Graphic Novel Discoveries
In addition to thoroughly enjoying Ms. Marvel and Unbeatable Squirrel Girl, I’ve been working on expanding my knowledge of graphic novels, superheroic and otherwise. I think my favorite part, even better than getting to revel in the lovely colors, is getting to discover adventurous, smart, heroines, and the adventures that unfold over collected issues. But the best part of all might be the fact that I’ve been checking these out of the library! And then getting to return them to the library where I work, and make them part of shelf displays. (It counts as collection development, not fangirling! I promise.)
I’m dividing these vaguely between All-Ages and Teen and Up, but it’s probably a much more fluid, malleable definition where handing these to actual teens and kids is concerned. There might be a bit more intensity of tempo and emotions in the teen-wards end of the scale? Your mileage, and etc.
All Ages Comics
Foiled by Jane Yolen (art by Mike Cavallaro). A high school fencer in New York, and she gets a magic blade that means that she can see faeries and goblins, and gain entry into a magical realm, to be given a quest as the Defender. Her combat skills, her problem-solving skills, and even her friendships are part of how she saves the day. And the art is terrific fun. I understand that Jane Yolen did not actually write this, and its sequel, Curses: Foiled Again! specifically for me. However, it is pretty much perfect.
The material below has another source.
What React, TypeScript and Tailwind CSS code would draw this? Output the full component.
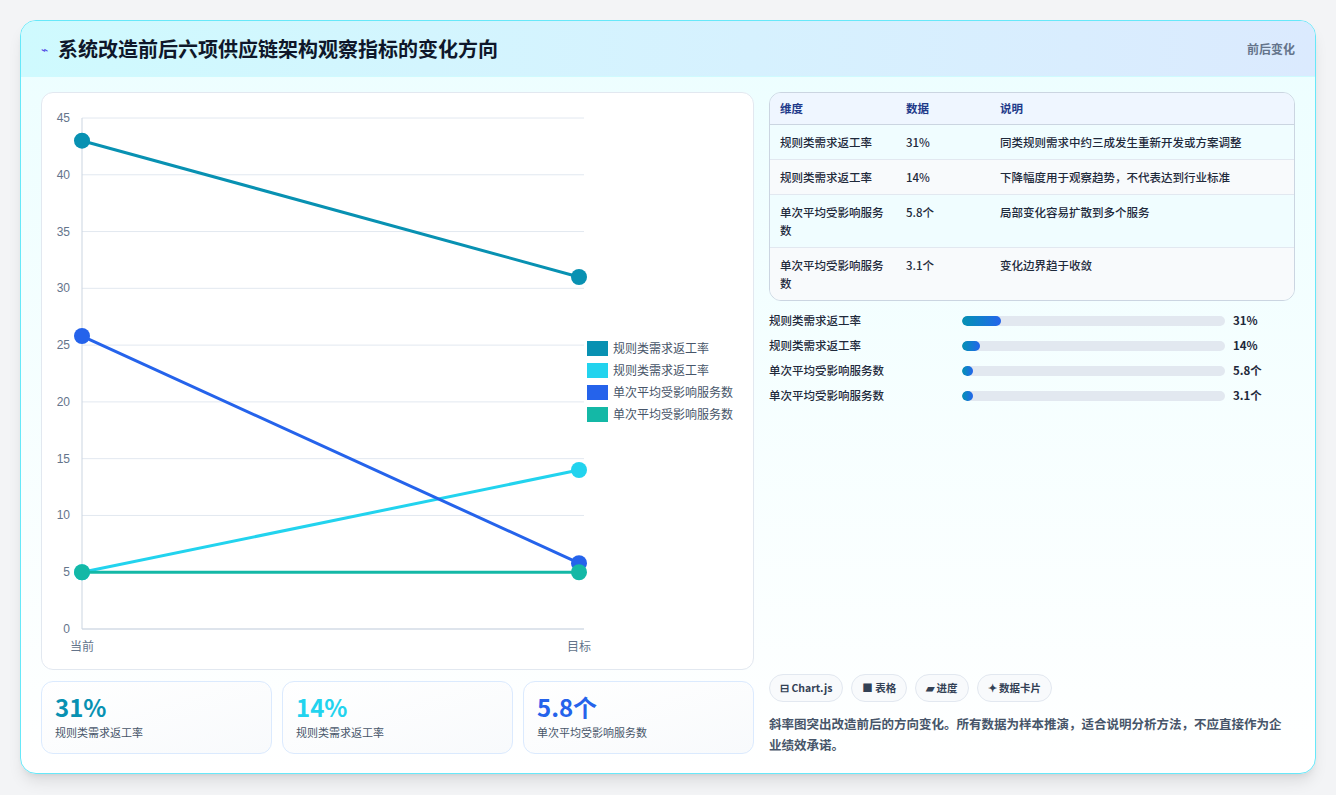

Princeless by Jeremy Whitley (writer) and Mia Goodwin (illustrator) is the story of Princess Adrienne, who gets fed up with waiting around to be rescued from her tower. Not only does she rescue herself, she teams up with her guardian dragon, Sparky, and her new friend Bedelia, to try to save her other sisters. I love this series for the adventures and friendship, and for the well-developed folklore that goes on within the series. Started with Volume 1: Save Yourself, and it’s still good in subsequent volumes. Did I mention the dragon? There’s a dragon!
Moon Girl and Devil Dinosaur: BFFs by Amy Reeder and Brandon Montclare (writers) and Natasha Bustos (illustrator.) Lunella Lafayette is a ferociously smart preteen girl, grappling with worries that she’s a mutant, as well as smart and still trying to have a semblance of a normal life. There is also a dinosaur, teleported from another time. Everything about this is charming, warm, adventurous, and completely magnificent. The second volume, which I haven’t read yet, is called Cosmic Cooties. I have it on my holds list, and I’m completely confident it will be just as good.
Goldie Vance by Hope Larson and Brittany Wilson doesn’t have any supernatural aspects. It’s historical fiction, set in the 50’s, in Palm Springs, where Goldie and her dad both work in a big, posh hotel. Goldie’s more than a little obsessed with the beautiful, fast cars she parks in the valet service. Goldie also works with a detective to solve the mysteries and inquiries of the hotel’s well-to-do guests. Some of the cover copy on this book references Nancy Drew- I can see that in the time period aesthetic, some of the cast of characters, and the kinds of mysteries on offer. But, for all the 50’s and early 60’s are meticulously created in art and characterization… I think there’s an excellent modern take going on here.
Teen and Up Comics
All right. I’m just going to own up to the fact that this is a Noelle Stephenson lovefest.
And that the designation of these as not-all-ages is basically artificial. But, monsters? And jokes about bears and feminist icons and the 24-hour-news cycle? So I don’t know.
Lumberjanes. How I love Lumberjanes. A goofy, ensemble cast of campers at an all-girls’ camp. Merit badges in feminist awesomeness. Everyone working to support and respect each other’s quirks and wonderfulness. Also possibly ancient curses, bears, ghosts, canoe trips, camping and vendettas from the past. And first kisses. If I’d gone to a camp even remotely like this, I would have learned to like camping.
And then there’s Nimona
The cover looks pretty much like a solid, imaginative fantasy adventure. Which this is: there’s a scientist mastermind, a corrupt government, some shapeshifting, some magic… But this set of panels is my litmus test for whether the combination of fantasy, snark, pop culture humor and weird, skewed warmth, will work for a potential reader.
If you are here for the shapeshifting shark and their developing friendship, you are about to be a huge fan of this entire comic. Trust me.
Looking over these comics, I’m trying to do librarian-style readers’ advisory on myself, and figure out what appeal factors these all have in common. Some commonalities: adventurous women and girls, a generally positive outlook, humor and puns, interesting problem-solving, some tensions and conflicts but nothing too harrowing. And it’s safe to say these will work in a similar sweet spot for fans of Squirrel Girl and Ms. Marvel.